Skillet Brownie with Preserve Company Raspberry Sauce
10” Cast iron skillet
¾ cup unsalted butter
8 ¼ oz chopped semi sweet chocolate
3 large eggs
2 ¼ tsp vanilla
¾ cup sugar
½ cup flour
1 tsp espresso powder
1 ½ tsp baking powder
½ tsp salt
1 cup whipping cream
1 250ml jar Raspberry Sauce
- Preheat oven to 350°.
- Melt the unsalted butter and semi sweet chocolate in a bowl over simmering water. Set aside to cool slightly, about 5 minutes.
- Sift together your flour, espresso powder, baking powder, and salt in a separate bowl. Stir the sugar and vanilla in your chocolate mixture. Whisk in the eggs one at a time, making sure to completely mix in the egg before adding the next.

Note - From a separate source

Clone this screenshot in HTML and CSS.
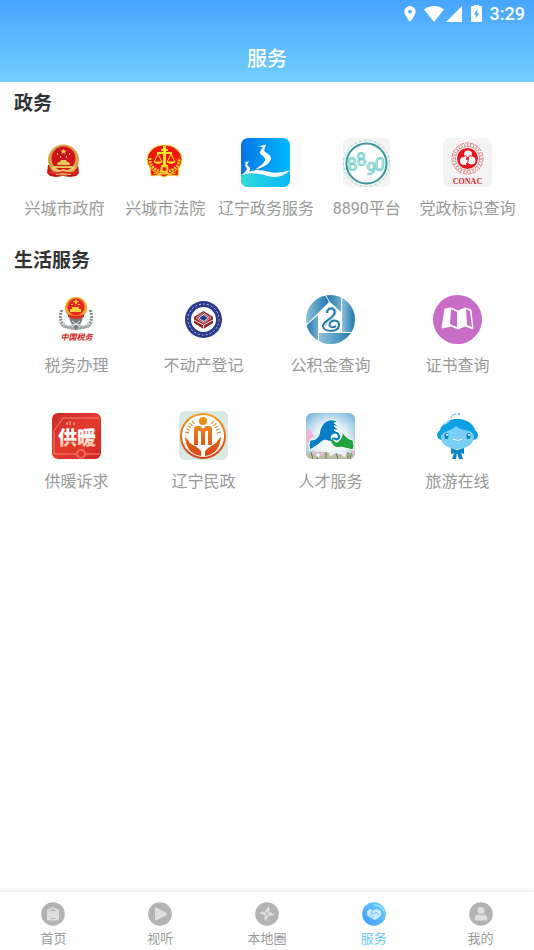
FILE: index.html
```html
<!DOCTYPE html>
<html lang="zh-CN">
<head>
    <meta charset="UTF-8">
    <meta name="viewport" content="width=device-width, initial-scale=1.0">
    <title>服务</title>
    <link rel="stylesheet" href="styles.css">
</head>
<body>
    <header class="header">
        <!-- 状态栏 -->
        <div class="status-bar">
            <svg width="12" height="16" viewBox="0 0 12 16"><path fill="#fff" fill-rule="evenodd" d="M6 0a5.6 5.6 0 0 0-5.6 5.6C.4 9.600 6 16 6 16s5.600-6.400 5.600-10.400A5.600 5.600 0 0 0 6 0zm0 3.700a1.900 1.900 0 1 1 0 3.800 1.900 1.900 0 0 1 0-3.800z"/></svg>
            <svg class="wifi" width="20" height="16" viewBox="0 0 20 16"><path fill="#fff" d="M0 3.500C6-1.200 14-1.200 20 3.500L10 16z"/></svg>
            <svg class="signal" width="16" height="16" viewBox="0 0 16 16"><path fill="#fff" d="M16 0v16H0z"/></svg>
            <svg class="battery" width="11" height="18" viewBox="0 0 11 18"><path fill="#fff" fill-rule="evenodd" d="M3 0h5v1h2q1 0 1 1v14q0 1-1 1H1q-1 0-1-1V2q0-1 1-1h2zM6.500 4L3 9.500h2L4.500 14 8 8H6z"/></svg>
            <span class="time">3:29</span>
        </div>
        <h1 class="page-title">服务</h1>
    </header>

    <main class="content">
        <section>
            <h2 class="section-title">政务</h2>
            <div class="services services-gov">
                <a href="#" class="service">
                    <svg class="service-icon" viewBox="0 0 49 49">
                        <path fill="#c8151b" d="M8 27l-1 8 3 3 6 1 7-1 7 1 6-1 3-3-1-8z"/>
                        <circle cx="23.500" cy="22" r="15.500" fill="#dba94c"/>
                        <circle cx="23.500" cy="22" r="14" fill="none" stroke="#c58c38" stroke-dasharray="1 1"/>
                        <circle cx="23.500" cy="20.500" r="12" fill="#d0121b"/>
                        <path fill="#edc65a" d="M23.500 11l1 1.500h2l-1.500 1.500.5 2-2-1-2 1 .5-2-1.500-1.500h2zM17 15h1v2h-1zm12 0h1v2h-1zm-9 3h1v2h-1zm6 0h1v2h-1zM20 24l1-2h5l1 2zM17 27l1-3h11l1 3zm-3 3v-2h19v2z"/>
                        <path fill="none" stroke="#efcb68" stroke-width="2" d="M12 29q5 6 11.500 3Q30 35 35 29M16 36q7-2 15 0"/>
                        <path fill="none" stroke="#e4302c" stroke-width="2" d="M9 34q8 2 14 0 6 2 14 0"/>
                    </svg>
                    <span>兴城市政府</span>
                </a>
                <a href="#" class="service">
                    <svg class="service-icon" viewBox="0 0 49 49">
                        <path fill="#ee1c16" stroke="#f8d02c" d="M9 28l1 10 8-1 5 2 5-2 9 1 1-10z"/>
                        <ellipse cx="23.500" cy="21.500" rx="17.500" ry="14.500" fill="#ee1713" stroke="#f4e02a"/>
                        <path fill="none" stroke="#f5cf26" stroke-width="3" stroke-dasharray="2 1" d="M9 20q-1 12 14.500 14Q39 32 38 20"/>
                        <path fill="none" stroke="#ffe82b" stroke-width="3" d="M23.500 8v20"/>
                        <path fill="none" stroke="#ffe82b" stroke-width="2" d="M20 12h7M16 15h15M20 28h7"/>
                        <path fill="none" stroke="#ffe82b" d="M17 16l-4 8h8zm13 0l-4 8h8z"/>
                        <path fill="#ffe82b" d="M13 24h8q-4 4-8 0m13 0h8q-4 4-8 0"/>
                        <circle cx="23.500" cy="31" r="3" fill="#ee1713" stroke="#f8d02c" stroke-width="2"/>
                        <path fill="none" stroke="#f8d02c" d="M13 35q6 3 10.500 0 5 3 11 0"/>
                    </svg>
                    <span>兴城市法院</span>
                </a>
                <a href="#" class="service">
                    <svg class="service-icon" viewBox="0 0 49 49">
                        <defs>
                            <linearGradient id="sky"><stop stop-color="#0674e8"/><stop offset="1" stop-color="#00baff"/></linearGradient>
                            <linearGradient id="sea"><stop stop-color="#2fdbdb"/><stop offset="1" stop-color="#07b9f5"/></linearGradient>
                            <clipPath id="tile"><rect width="49" height="49" rx="7"/></clipPath>
                        </defs>
                        <g clip-path="url(#tile)">
                            <path fill="url(#sky)" d="M0 0h49v49H0z"/>
                            <path fill="url(#sea)" d="M0 37q14-3 26 1 12 3 23-4v15H0z"/>
                            <path fill="#fff" d="M0 37c12-7 20-5 29-3 8 2 14 0 20-2-6 7-14 8-23 6-9-3-16-3-26-1z"/>
                            <path fill="#fff" d="M16 8q4 0 9-1.500-1 3-2 6c2 3 7 4 7 8-1 5-7 9-16 11 6-4 10-7 10-10 0-4-5-4-5-7 0-2 2-4 3-5-2-1-4-1-6-1.500zM3 24q3 0 5-1-1 2-2 4 4 2 3 5-2 4-8 5 4-4 5-6c0-2-2-2-2-4l1-2z"/>
                        </g>
                    </svg>
                    <span>辽宁政务服务</span>
                </a>
                <a href="#" class="service">
                    <svg class="service-icon" viewBox="0 0 49 49">
                        <rect x="1" width="47" height="49" rx="6" fill="#f3f3f3"/>
                        <circle cx="24.500" cy="25.500" r="23" fill="none" stroke="#9cd5d1" stroke-dasharray="3 2"/>
                        <circle cx="24.500" cy="25.500" r="20" fill="#fff" stroke="#36989a" stroke-width="2"/>
                        <g class="digits">
                            <text x="6" y="33" transform="rotate(-7 6 33)">8</text>
                            <text x="15" y="28" transform="rotate(-7 15 28)">8</text>
                            <text x="23" y="36" transform="rotate(10 23 36)">9</text>
                            <text x="32" y="32" transform="rotate(5 32 32)">0</text>
                        </g>
                    </svg>
                    <span>8890平台</span>
                </a>
                <a href="#" class="service">
                    <svg class="service-icon" viewBox="0 0 49 49">
                        <rect width="49" height="49" rx="7" fill="#f3f3f3"/>
                        <circle cx="24.500" cy="20.500" r="15.500" fill="none" stroke="#e0757c" stroke-dasharray="4 1"/>
                        <circle cx="24.500" cy="20.500" r="13.500" fill="none" stroke="#e0757c" stroke-width="2" stroke-dasharray="1 2"/>
                        <circle cx="24.500" cy="20.500" r="12" fill="none" stroke="#e0757c" stroke-dasharray="3 1"/>
                        <circle cx="24.500" cy="20.500" r="10.500" fill="#e5141d"/>
                        <circle cx="25" cy="16.500" r="4" fill="#fff"/>
                        <circle cx="21" cy="23" r="4" fill="#fff"/>
                        <circle cx="28.500" cy="22.500" r="4" fill="#fff"/>
                        <path fill="none" stroke="#e5141d" d="M20 18q4-1 5 3 1 4-2 5M29 18q-4-1-4 3"/>
                        <circle cx="24.500" cy="20.500" r="1.500" fill="#e5141d"/>
                        <text class="conac" x="24.500" y="46" text-anchor="middle">CONAC</text>
                    </svg>
                    <span>党政标识查询</span>
                </a>
            </div>
        </section>

        <section>
            <h2 class="section-title">生活服务</h2>
            <div class="services services-life">
                <a href="#" class="service">
                    <svg class="service-icon" viewBox="0 0 49 49">
                        <path fill="none" stroke="#858b8d" stroke-width="3" stroke-dasharray="2 1" d="M10 15q-5 11 5 17M38 15q5 11-5 17"/>
                        <path fill="#a5aaab" d="M7 27q10 6 17 2 8 4 17-2l-3 5q-8 3-14 3t-14-3z"/>
                        <path fill="#737b7e" d="M17 23h14l-3 7-4 5-4-5z"/>
                        <path fill="none" stroke="#e8eaea" d="M10 29q8 3 14 0 7 3 14 0M20 26l8 6M28 26l-8 6"/>
                        <circle cx="24" cy="13" r="11" fill="#eba72c"/>
                        <circle cx="24" cy="12" r="8.500" fill="#e72720"/>
                        <path fill="#f9cf3e" d="M24 4l1 2h2l-2 1.500v2l-1-1-1 1v-2l-2-1.500h2zM19 9h2v1h-2zm7 0h2v1h-2zm-6 3h7v2h2v3H18v-3h2z"/>
                        <path fill="#df2921" d="M16 19q8 4 16 0v3q-8 4-16 0z"/>
                        <text class="tax" x="24.500" y="45" text-anchor="middle">中国税务</text>
                    </svg>
                    <span>税务办理</span>
                </a>
                <a href="#" class="service">
                    <svg class="service-icon" viewBox="0 0 49 49">
                        <circle cx="24.500" cy="24.500" r="18.500" fill="#283b8c"/>
                        <circle cx="24.500" cy="24.500" r="15.500" fill="none" stroke="#bec5e0" stroke-dasharray="2 2"/>
                        <circle cx="24.500" cy="24.500" r="12.500" fill="#fff"/>
                        <path fill="#8c2630" d="M15 22l9.500-6 9.500 6v6l-9.500 6-9.500-6z"/>
                        <path fill="none" stroke="#f5dcdc" d="M15 25l9.500 5 9.500-5M24.500 30v4"/>
                        <path fill="none" stroke="#dba5a9" d="M17 23l7.500-5 7.500 5-7.500 5z"/>
                        <path fill="#fff" d="M19 23l5.500-4 5.500 4-5.500 4z"/>
                        <path fill="#283b8c" d="M20 23l4.500-3 4.500 3-4.500 3z"/>
                    </svg>
                    <span>不动产登记</span>
                </a>
                <a href="#" class="service">
                    <svg class="service-icon" viewBox="0 0 49 49">
                        <defs>
                            <linearGradient id="fund"><stop stop-color="#8fc0d9"/><stop offset="1" stop-color="#1976ad"/></linearGradient>
                            <linearGradient id="fund2" x1="1" x2="0"><stop stop-color="#73adcb"/><stop offset="1" stop-color="#1976ad"/></linearGradient>
                            <clipPath id="round"><circle cx="24.500" cy="24.500" r="24.500"/></clipPath>
                        </defs>
                        <g clip-path="url(#round)">
                            <path fill="#fff" d="M0 0h49v49H0z"/>
                            <path fill="url(#fund)" d="M0 0h19l4 7L2 28H0z"/>
                            <path fill="url(#fund2)" d="M20 0h15v17L24 7z"/>
                            <path fill="url(#fund)" d="M36 0h13v37H36z"/>
                            <path fill="url(#fund2)" d="M0 31l12-11v29H0z"/>
                            <path fill="url(#fund)" d="M13 38h36v11H13z"/>
                        </g>
                        <path fill="none" stroke="#227cae" stroke-width="2" d="M21 18c0-7 10-5 7 1-2 5-11 7-11 12 0 6 14 7 16 0 1-6-7-7-9-3-2 3 2 6 6 3"/>
                        <path fill="none" stroke="#64a6c9" d="M20 17c2-8 13-5 9 3-2 4-10 6-9 11"/>
                    </svg>
                    <span>公积金查询</span>
                </a>
                <a href="#" class="service">
                    <svg class="service-icon" viewBox="0 0 49 49">
                        <circle cx="24.500" cy="24.500" r="24.500" fill="#c76dc7"/>
                        <path fill="#fff" stroke="#fff" stroke-linejoin="round" d="M12 14l6-1 7 3 7-3 6 2 2 19-8-3-7 3-7-3-9 2z"/>
                        <path fill="#c76dc7" d="M18 14l6 3v15l-7-3zM33 14l4 2 2 16-5-2z"/>
                    </svg>
                    <span>证书查询</span>
                </a>
                <a href="#" class="service">
                    <svg class="service-icon" viewBox="0 0 49 49">
                        <defs>
                            <linearGradient id="heat" x2="1" y2="1"><stop stop-color="#cc2a26"/><stop offset=".5" stop-color="#e53a2e"/><stop offset="1" stop-color="#cf2722"/></linearGradient>
                            <linearGradient id="warm" x2="0" y2="1"><stop offset=".4" stop-color="#fff"/><stop offset="1" stop-color="#ff9d6e"/></linearGradient>
                        </defs>
                        <rect y="2" width="49" height="46" rx="6" fill="url(#heat)"/>
                        <path fill="none" stroke="#ee8a7b" d="M1 21L11 7h36M48 43H33M25 43H2V21"/>
                        <circle cx="29" cy="43" r="4" fill="none" stroke="#ed7061" stroke-width="2"/>
                        <path fill="none" stroke="#ffc8b8" d="M15 11v3M18 10v4M22 11v3"/>
                        <text class="heat-text" x="25" y="34" text-anchor="middle" fill="url(#warm)">供暖</text>
                    </svg>
                    <span>供暖诉求</span>
                </a>
                <a href="#" class="service">
                    <svg class="service-icon" viewBox="0 0 49 49">
                        <defs><linearGradient id="civil" x2="0" y2="49" gradientUnits="userSpaceOnUse"><stop stop-color="#f3a51e"/><stop offset="1" stop-color="#d83a13"/></linearGradient></defs>
                        <rect width="49" height="49" rx="6" fill="#d9e9e4"/>
                        <circle cx="24" cy="25" r="22" fill="#fff" stroke="url(#civil)" stroke-width="2"/>
                        <circle cx="24" cy="10" r="4" fill="url(#civil)"/>
                        <path fill="url(#civil)" d="M15 34V18q0-3 3-3h3l3 3 3-3h3q3 0 3 3v16h-4V20q-3-1-3 2v12h-4V22q0-3-3-2v14z"/>
                        <path fill="url(#civil)" d="M6 25l5 7 8 5 3 3v5Q7 43 6 25zm36 0l-5 7-8 5-3 3v5q15-2 16-20z"/>
                        <path fill="none" stroke="url(#civil)" stroke-width="4" stroke-dasharray="1 2" d="M8 22q2-8 8-12M40 22q-2-8-8-12"/>
                    </svg>
                    <span>辽宁民政</span>
                </a>
                <a href="#" class="service">
                    <svg class="service-icon" viewBox="0 0 49 49">
                        <defs>
                            <radialGradient id="talent" cy=".6" r=".7"><stop stop-color="#fff"/><stop offset=".5" stop-color="#e5f1f8"/><stop offset="1" stop-color="#78b6dc"/></radialGradient>
                            <clipPath id="photo"><rect y="2" width="49" height="46" rx="6"/></clipPath>
                        </defs>
                        <g clip-path="url(#photo)">
                            <path fill="url(#talent)" d="M0 0h49v49H0z"/>
                            <path fill="#b9c1a0" d="M0 43q13-4 24-1t25-1v10H0z"/>
                            <path stroke="#65774a" d="M5 41l2 7M12 43l-1 5M20 41v7M30 42l2 6M42 41v7M46 40l-2 8"/>
                            <g fill="#f0b4d6">
                                <circle cx="3" cy="22" r="3"/><circle cx="6" cy="25" r="2"/><circle cx="2" cy="28" r="3"/>
                                <circle cx="8" cy="42" r="2"/><circle cx="16" cy="43" r="2"/><circle cx="47" cy="41" r="2"/>
                            </g>
                            <g fill="#faeaf3"><circle cx="12" cy="44" r="2"/><circle cx="25" cy="43" r="2"/><circle cx="38" cy="44" r="2"/></g>
                        </g>
                        <path fill="#087fc4" stroke="#fff" d="M4 29C12 29 13 25 14 19 18 8 26 7 32 11l-4 1 5 3-5 0 5 4-5 0 6 4c-7-2-11 2-10 8-5-3-7-2-11 2l-9 6q-2-4 0-10z"/>
                        <path fill="#22a13e" stroke="#fff" d="M47 29q-7-1-11-9 1 8-5 11c-4 0-4-4-1-5-4-1-7 3-4 7 3 4 6 4 9 3l12 3q2-4 0-10z"/>
                        <path fill="none" stroke="#087fc4" stroke-width="2" d="M25 30c-4-6 3-11 7-7 3 4-1 7-4 4"/>
                    </svg>
                    <span>人才服务</span>
                </a>
                <a href="#" class="service">
                    <svg class="service-icon" viewBox="0 0 49 49">
                        <path fill="none" stroke="#69bde2" d="M18 8q-1-4 5-5"/>
                        <circle cx="26" cy="3" r="1" fill="#36aee0"/>
                        <circle cx="9" cy="24" r="5" fill="#0c9ee0"/><circle cx="40" cy="24" r="5" fill="#0c9ee0"/>
                        <path fill="#0ba0e2" d="M7 27C4 16 13 8 24.500 8S45 16 42 27l-3 2H10z"/>
                        <path fill="#78cef7" d="M8 25c2-5 8-4 15-10 4 5 17 3 18 10 0 8-7 13-16.500 13S7 33 8 25z"/>
                        <ellipse cx="13.500" cy="25" rx="2" ry="3" fill="#087bc2"/><ellipse cx="35.500" cy="25" rx="2" ry="3" fill="#087bc2"/>
                        <circle cx="14" cy="24" r="1" fill="#fff"/><circle cx="36" cy="24" r="1" fill="#fff"/>
                        <path fill="none" stroke="#fff" d="M20 28q5 3 9 0"/>
                        <path fill="#fff" opacity=".8" d="M10 14q4-4 7-4l-4 3z"/>
                        <path fill="#0887c8" d="M18 37l6 2 7-2v6l-3-1 2 6h-4l-2-6-1 6h-4l2-6-3 1z"/>
                    </svg>
                    <span>旅游在线</span>
                </a>
            </div>
        </section>
    </main>

    <!-- 底部导航 -->
    <nav class="tab-bar">
        <a href="#" class="tab">
            <svg width="24" height="24" viewBox="0 0 24 24"><circle cx="12" cy="12" r="11.800" fill="#b3b3b3"/><path fill="#dedede" d="M6 8l6-3 6 3v9q0 1.500-1.500 1.500h-9Q6 18.500 6 17z"/><path fill="#b3b3b3" d="M8 9l4-2 4 2zm1.500 7h5v1h-5z"/></svg>
            <span>首页</span>
        </a>
        <a href="#" class="tab">
            <svg width="24" height="24" viewBox="0 0 24 24"><circle cx="12" cy="12" r="11.800" fill="#b3b3b3"/><path fill="#dedede" stroke="#dedede" stroke-width="2" stroke-linejoin="round" d="M8 6.500v11L18 12z"/></svg>
            <span>视听</span>
        </a>
        <a href="#" class="tab">
            <svg width="24" height="24" viewBox="0 0 24 24"><circle cx="12" cy="12" r="11.800" fill="#b3b3b3"/><path fill="#dedede" d="M14 4l1 6 5 3-6 1-4 5-1-6-5-2 6-2z"/><path stroke="#b3b3b3" d="M9 9l6 6M15 9l-6 6"/></svg>
            <span>本地圈</span>
        </a>
        <a href="#" class="tab active">
            <svg width="24" height="24" viewBox="0 0 24 24">
                <defs><linearGradient id="on" x1="0" y1="1" x2="1" y2="0"><stop stop-color="#4099ff"/><stop offset="1" stop-color="#6bd0ff"/></linearGradient></defs>
                <circle cx="12" cy="12" r="11.800" fill="url(#on)"/>
                <path fill="none" stroke="#d9f2ff" d="M12 3q7 0 10 6"/>
                <path fill="#cce9ff" d="M5 9l3-2 3 1 4-1 4 2v5l-6 4-2-1-2-1-3-2-1-1z"/>
                <path fill="none" stroke="#79bfff" d="M11 8l-2 3 3 1 2-2 4 4M8 14l2-1M10 16l2-2"/>
            </svg>
            <span>服务</span>
        </a>
        <a href="#" class="tab">
            <svg width="24" height="24" viewBox="0 0 24 24"><circle cx="12" cy="12" r="11.800" fill="#b3b3b3"/><circle cx="12" cy="8.500" r="3.500" fill="#dedede"/><path fill="#dedede" d="M5.500 17q0-4 4-4.500 2.500 1 5 0 4 .5 4 4.500 0 1.500-1.500 1.500H7q-1.500 0-1.500-1.500z"/></svg>
            <span>我的</span>
        </a>
    </nav>
</body>
</html>
```

FILE: styles.css
```css
* {
    margin: 0;
    padding: 0;
    box-sizing: border-box;
}

body {
    display: flex;
    flex-direction: column;
    min-height: 100vh;
    background: #fff;
    color: #333;
    font-family: Roboto, 'Noto Sans CJK SC', sans-serif;
}

a {
    color: inherit;
    text-decoration: none;
}

svg {
    display: block;
}

/* 顶部 */
.header {
    background: linear-gradient(#47a4ff, #72d0ff);
    color: #fff;
}

.status-bar {
    display: flex;
    align-items: center;
    justify-content: flex-end;
    height: 28px;
    padding-right: 9px;
}

.wifi {
    margin-left: 8px;
}

.signal {
    margin-left: 2px;
}

.battery {
    margin: 0 8px 0 9px;
}

.time {
    font-size: 18px;
    font-weight: 500;
    line-height: 28px;
}

.page-title {
    padding: 11px 0 3px;
    font-size: 20px;
    font-weight: 500;
    line-height: 40px;
    text-align: center;
}

/* 服务列表 */
.content {
    flex: 1;
}

.section-title {
    padding: 4px 14px 0;
    font-size: 19px;
    font-weight: 600;
    line-height: 36px;
}

.services {
    display: grid;
    row-gap: 34px;
    padding: 16px 13px 19px;
}

.services-gov {
    grid-template-columns: repeat(5, 1fr);
    padding-left: 14px;
    padding-right: 16px;
}

.services-life {
    grid-template-columns: repeat(4, 1fr);
}

.service {
    display: flex;
    flex-direction: column;
    align-items: center;
    gap: 11px;
    color: #999;
    font-size: 16px;
    line-height: 22px;
    white-space: nowrap;
}

.service-icon {
    width: 49px;
    height: 49px;
}

/* 图标中的文字 */
.digits {
    font-size: 18px;
    fill: #e9fbfa;
    stroke: #7dcfcc;
}

.conac {
    font-family: 'Liberation Serif', serif;
    font-size: 8px;
    font-weight: 700;
    fill: #dd2029;
}

.tax {
    font-size: 8px;
    font-style: italic;
    font-weight: 700;
    fill: #d82222;
}

.heat-text {
    font-size: 19px;
    font-weight: 900;
}

/* 底部导航 */
.tab-bar {
    display: flex;
    height: 59px;
    background: #fff;
    border-top: 1px solid #f0f0f0;
    box-shadow: 0 -1px 4px rgba(0, 0, 0, 0.08);
}

.tab {
    flex: 1;
    display: flex;
    flex-direction: column;
    align-items: center;
    gap: 3px;
    padding-top: 10px;
    color: #999;
    font-size: 13px;
    line-height: 20px;
}

.tab.active {
    color: #69c8ff;
}
```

- Stir your dry ingredients into the chocolate mixture and pour into a greased 10” iron skillet.
Bake brownie for 25-25 minutes, or until the middle is just set. The brownie will continue to cook when you take it out of the oven, so make sure not to over bake it.
- Whip up the whipping cream until it reaches medium peaks. You still want it to be soft but hold it's shape. Dollop whipped cream on the brownie, and on each serving. Warm up the Raspberry Sauce and serve on top of the whipped cream.
- Brownie can be served warm or room temperature.